My understanding of social justice is that it grew out of what was essentially a Marxist and atheistic interpretation of the world. So while the intent is good, the foundational premises are flawed. I do not think an atheistic model of justice can work out in reality.

Likewise I do not think a Christian (or any other religion) model of justice can work out in reality if it based upon a set of theological dogmas that confer exclusive, or primary, virtue upon an adherent of the faith.

This is why I like Maat. It pushes beyond dogma into the humbling regions of deep complexity where neither ego nor intellect has any prospect of functioning. Curiosity and compassion are necessary. Good can never be what I say it is. It has to always be more.

DeMarco makes an engaging observation: You are not smarter than the universe. You are not more moral, more careful, more sensitive, more anything. What is true has to be always more than you can think it. Good has to be more. Purpose has to be more. Meaning has to be more.

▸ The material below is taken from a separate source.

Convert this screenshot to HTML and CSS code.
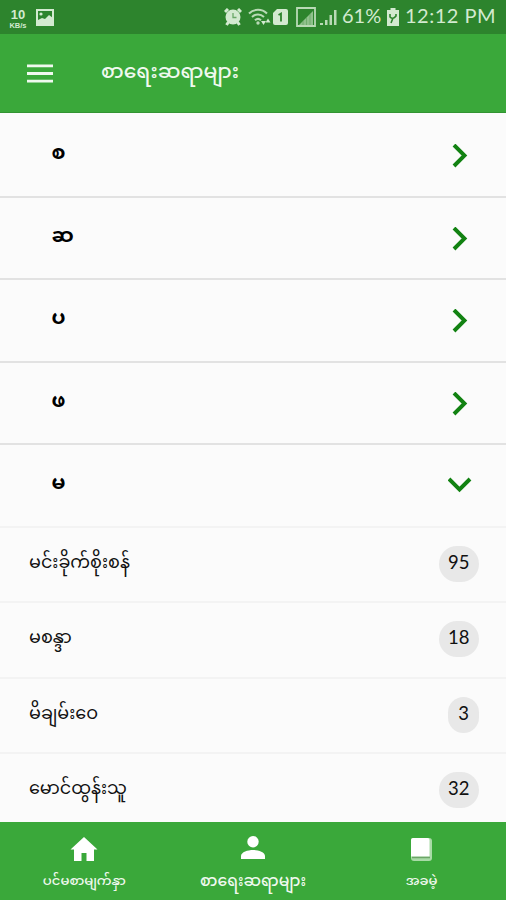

I have quoted DeMarco quite a bit here. This isn’t because I believe what he writes. I like what he writes because it provokes and challenges me. I often have to work hard to get the full meaning of his words, and then work even harder to assess them to decide whether they are useful to me or not. For me, that’s a great read.

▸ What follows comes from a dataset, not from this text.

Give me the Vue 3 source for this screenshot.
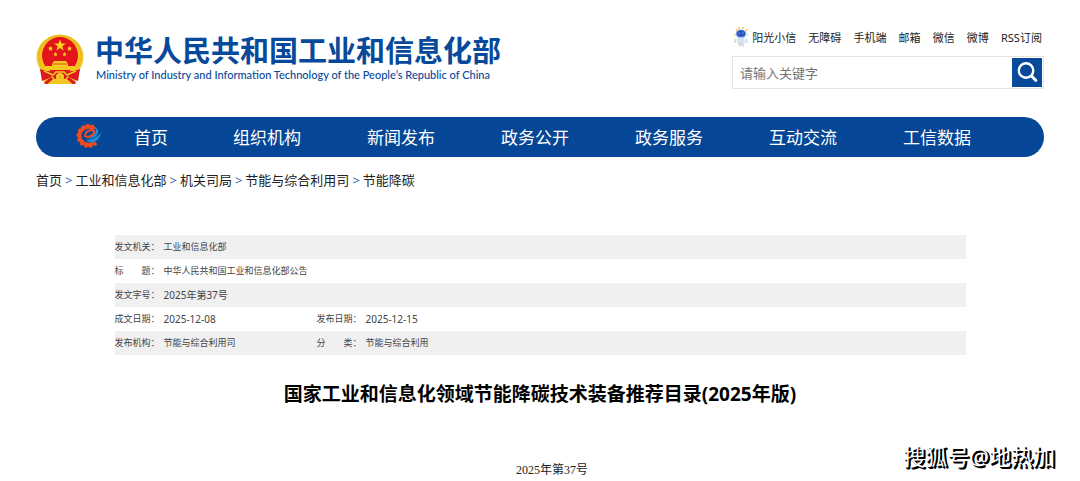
<script setup>
import { ref } from 'vue'

const keyword = ref('')
const quickLinks = ['阳光小信', '无障碍', '手机端', '邮箱', '微信', '微博', 'RSS订阅']
const navItems = ['组织机构', '新闻发布', '政务公开', '政务服务', '互动交流', '工信数据']
const crumbs = ['首页', '工业和信息化部', '机关司局', '节能与综合利用司', '节能降碳']
const gearTeeth = Array.from({ length: 10 }, (_, i) => 140 + i * 27)
</script>

<template>
  <div class="page">
    <header class="header">
      <a class="brand" href="#">
        <svg class="emblem" viewBox="0 0 48 50" aria-hidden="true">
          <ellipse cx="24" cy="23" rx="23.5" ry="22.5" fill="#f2c522" />
          <path d="M3 32 L9 50 H39 L45 32Z" fill="#f2c522" />
          <ellipse cx="24" cy="22" rx="21" ry="20" fill="none" stroke="#e8b41d" stroke-width="1" />
          <ellipse cx="24" cy="21.5" rx="18" ry="18.5" fill="#e3151b" />
          <path d="M24 5.5l1.5 4.1h4.3l-3.5 2.6 1.3 4.2-3.6-2.5-3.6 2.5 1.3-4.2-3.5-2.6h4.3z" fill="#fbd51e" />
          <path d="M14.5 12l.7 1.6 1.8.2-1.3 1.2.4 1.8-1.6-.9-1.6.9.4-1.8-1.3-1.2 1.8-.2zM33.5 12l.7 1.6 1.8.2-1.3 1.2.4 1.8-1.6-.9-1.6.9.4-1.8-1.3-1.2 1.8-.2zM19.5 18l.6 1.4 1.6.2-1.2 1 .4 1.6-1.4-.8-1.4.8.4-1.6-1.2-1 1.6-.2zM28.5 18l.6 1.4 1.6.2-1.2 1 .4 1.6-1.4-.8-1.4.8.4-1.6-1.2-1 1.6-.2z" fill="#fbd51e" />
          <path d="M16 30l2-3h12l2 3v2h6l3 4H7l3-4h6z" fill="#f7ca20" />
          <path d="M17 30h14" stroke="#d9531c" />
          <path d="M4 35q7 3 13 2h14q6 1 13-2l-2 12q-6-2-10-5l-4 4h-8l-4-4q-4 3-10 5z" fill="#dc1a1d" />
          <path d="M8 37l9 4 3-3h8l3 3 9-4" fill="none" stroke="#f2c522" stroke-width="1.5" />
          <path d="M15 50l3-5h12l3 5z" fill="#f2c522" />
          <circle cx="24" cy="43" r="4" fill="#f6ca25" />
          <circle cx="24" cy="43" r="1.5" fill="#e8b41d" />
          <path d="M9 50l7-6M39 50l-7-6" stroke="#dc1a1d" stroke-width="3" />
        </svg>
        <span class="brand-text">
          <span class="brand-cn">中华人民共和国工业和信息化部</span>
          <span class="brand-en">Ministry of Industry and Information Technology of the People’s Republic of China</span>
        </span>
      </a>
      <div class="tools">
        <nav class="quick" aria-label="快捷入口">
          <svg class="mascot" viewBox="0 0 14 20" aria-hidden="true">
            <path d="M2 4l1-2M5 2V0M9 2V0M12 4l1-2M1 8H0M13 8h1" stroke="#f0c756" stroke-width="1.5" />
            <ellipse cx="7" cy="7" rx="5.5" ry="4.5" fill="#b6cdf5" />
            <ellipse cx="7" cy="6.5" rx="4.5" ry="3.5" fill="#2e55c0" />
            <path d="M4.5 6h1M8.5 6h1" stroke="#8cc8ff" />
            <path d="M4 11h6l1 5-2 3H5l-2-3z" fill="#d5e3f6" />
            <path d="M2 12l-1 4M12 12l1 4" stroke="#c2d7f1" stroke-width="1.5" />
            <path d="M7 15v3M5 19h1M9 19h1" stroke="#e7bd5e" />
          </svg>
          <a v-for="link in quickLinks" :key="link" href="#">{{ link }}</a>
        </nav>
        <form class="search" @submit.prevent>
          <input v-model="keyword" type="text" placeholder="请输入关键字" aria-label="请输入关键字" />
          <button type="submit" aria-label="搜索">
            <svg viewBox="0 0 30 30" aria-hidden="true">
              <circle cx="14" cy="13" r="7.5" fill="none" stroke="#fff" stroke-width="2.5" />
              <path d="M19 18l6 6" stroke="#fff" stroke-width="3" />
            </svg>
          </button>
        </form>
      </div>
    </header>

    <nav class="main-nav" aria-label="主导航">
      <a class="home" href="#">
        <svg viewBox="0 0 26 26" aria-hidden="true">
          <g fill="#ed4b20">
            <rect v-for="angle in gearTeeth" :key="angle" x="11" y="1" width="3" height="4" :transform="`rotate(${angle} 12.5 13)`" />
          </g>
          <path d="M18.5 6A9 9 0 1 0 17 20.5" fill="none" stroke="#ed4b20" stroke-width="4" />
          <path d="M9 14q0-6 6-7 4 0 3 3-2 4-8 4" fill="none" stroke="#ed4b20" stroke-width="2" />
          <path d="M10 16q6 3 15-6-2 7-7 9-6 1-8-3z" fill="#218dd5" />
          <path d="M19 4q5 3 2 8-3 4-9 4 10-4 7-12z" fill="#218dd5" />
        </svg>
        <span>首页</span>
      </a>
      <a v-for="item in navItems" :key="item" href="#">{{ item }}</a>
    </nav>

    <nav class="crumbs" aria-label="当前位置">
      <template v-for="(crumb, i) in crumbs" :key="crumb">
        <span v-if="i" class="sep">&gt;</span>
        <a href="#">{{ crumb }}</a>
      </template>
    </nav>

    <main class="article">
      <table class="meta">
        <colgroup>
          <col class="label-col" />
          <col class="value-col" />
          <col class="label-col" />
          <col />
        </colgroup>
        <tbody>
          <tr>
            <th scope="row">发文机关：</th>
            <td colspan="3">工业和信息化部</td>
          </tr>
          <tr>
            <th scope="row"><span class="spread"><span>标</span><span>题：</span></span></th>
            <td colspan="3">中华人民共和国工业和信息化部公告</td>
          </tr>
          <tr>
            <th scope="row">发文字号：</th>
            <td class="numeric" colspan="3">2025年第37号</td>
          </tr>
          <tr>
            <th scope="row">成文日期：</th>
            <td class="numeric">2025-12-08</td>
            <th scope="row">发布日期：</th>
            <td class="numeric">2025-12-15</td>
          </tr>
          <tr>
            <th scope="row">发布机构：</th>
            <td>节能与综合利用司</td>
            <th scope="row"><span class="spread"><span>分</span><span>类：</span></span></th>
            <td>节能与综合利用</td>
          </tr>
        </tbody>
      </table>
      <h1>国家工业和信息化领域节能降碳技术装备推荐目录(2025年版)</h1>
      <p class="number">2025年第37号</p>
    </main>
    <div class="watermark">搜狐号@地热加</div>
  </div>
</template>

<style>
body {
  margin: 0;
  background: #fff;
}
</style>

<style scoped>
.page {
  position: relative;
  padding: 0 36px;
  color: #222;
  font-family: "Noto Sans", "Noto Sans CJK SC", sans-serif;
}
a {
  color: inherit;
  text-decoration: none;
}
.header {
  display: flex;
  justify-content: space-between;
  align-items: flex-start;
  padding-top: 27px;
  height: 90px;
}
.brand {
  display: flex;
  gap: 11px;
  padding-top: 7px;
  color: #07499a;
}
.emblem {
  width: 48px;
  height: 50px;
}
.brand-text {
  display: flex;
  flex-direction: column;
}
.brand-cn {
  font-size: 29px;
  font-weight: 700;
  line-height: 34px;
}
.brand-en {
  padding-left: 1px;
  font-family: Lato, "Noto Sans", sans-serif;
  font-size: 11px;
  font-weight: 500;
  line-height: 14px;
  white-space: nowrap;
}
.tools {
  width: 312px;
}
.quick {
  display: flex;
  justify-content: space-between;
  align-items: center;
  height: 20px;
  padding: 0 2px;
  font-size: 11px;
}
.mascot {
  width: 14px;
  height: 20px;
  margin-right: -8px;
}
.search {
  display: flex;
  box-sizing: border-box;
  height: 33px;
  margin-top: 9px;
  padding: 1px;
  border: 1px solid #e3e3e3;
}
.search input {
  flex: 1;
  min-width: 0;
  padding: 0 6px;
  border: 0;
  outline: 0;
  color: #333;
  font: 13px "Noto Sans", "Noto Sans CJK SC", sans-serif;
}
.search input::placeholder {
  color: #757575;
}
.search button {
  width: 30px;
  padding: 0;
  border: 0;
  background: #07499a;
}
.search svg {
  display: block;
  width: 30px;
  height: 29px;
}
.main-nav {
  display: grid;
  grid-template-columns: 164fr repeat(6, 134fr) 40fr;
  align-items: center;
  box-sizing: border-box;
  height: 40px;
  padding-bottom: 2px;
  border-radius: 20px;
  background: #054796;
  color: #fff;
  font-size: 17px;
  text-align: center;
}
.home {
  display: flex;
  align-items: center;
  gap: 32px;
  padding-left: 40px;
}
.home svg {
  width: 26px;
  height: 26px;
}
.crumbs {
  display: flex;
  gap: 3px;
  margin-top: 13px;
  font-size: 13px;
  line-height: 20px;
}
.sep {
  color: #336ba9;
}
.article {
  padding-top: 45px;
}
.meta {
  width: 851px;
  max-width: 100%;
  margin: 0 auto;
  border-collapse: collapse;
  table-layout: fixed;
  color: #444;
  font-size: 9px;
}
.label-col {
  width: 49px;
}
.value-col {
  width: 153px;
}
.meta tr:nth-child(odd) {
  background: #f0f0f0;
}
.meta th,
.meta td {
  height: 24px;
  padding: 0;
  font-weight: 400;
  line-height: 24px;
  text-align: left;
}
.meta .numeric {
  font-size: 10px;
}
.spread {
  display: flex;
  justify-content: space-between;
  width: 45px;
}
h1 {
  margin: 24px 0 0;
  color: #000;
  font-size: 19px;
  line-height: 30px;
  text-align: center;
}
.number {
  margin: 52px 0 0;
  font-family: "Liberation Serif", "Noto Sans CJK SC", serif;
  font-size: 12px;
  line-height: 18px;
  text-align: center;
  text-indent: 2em;
}
.watermark {
  position: absolute;
  right: 25px;
  bottom: 7px;
  color: #fff;
  font-size: 22px;
  line-height: 32px;
  text-shadow: 1px 1px 0 #000, 2px 1px 0 #000, 2px 2px 0 #000;
}
</style>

I am going to leave the almost last words to DeMarco:

Suppose you take for granted that life is, and that you cannot work your way to a definition of its meaning. That need not leave you bereft. It leaves you free to live, to work out the meaning of your life—which is your only responsibility, hence your only real possibility—by living it. Knowing this, you may feel freer to live as you wish, as you are prompted to live, and this will automatically provide you the way.

I hope I have left you stirred up and unsatisfied. I didn’t write this little essay as a comfort piece. We have work to do, and most of it isn’t easy. But at least it can be fun.

I have taken words from Frank DeMarco’s book Awakening from the 3D World: How We Enter the Next Life – a Rita Book. I commend it unreservedly as a tonic and a stimulant, and a laxative.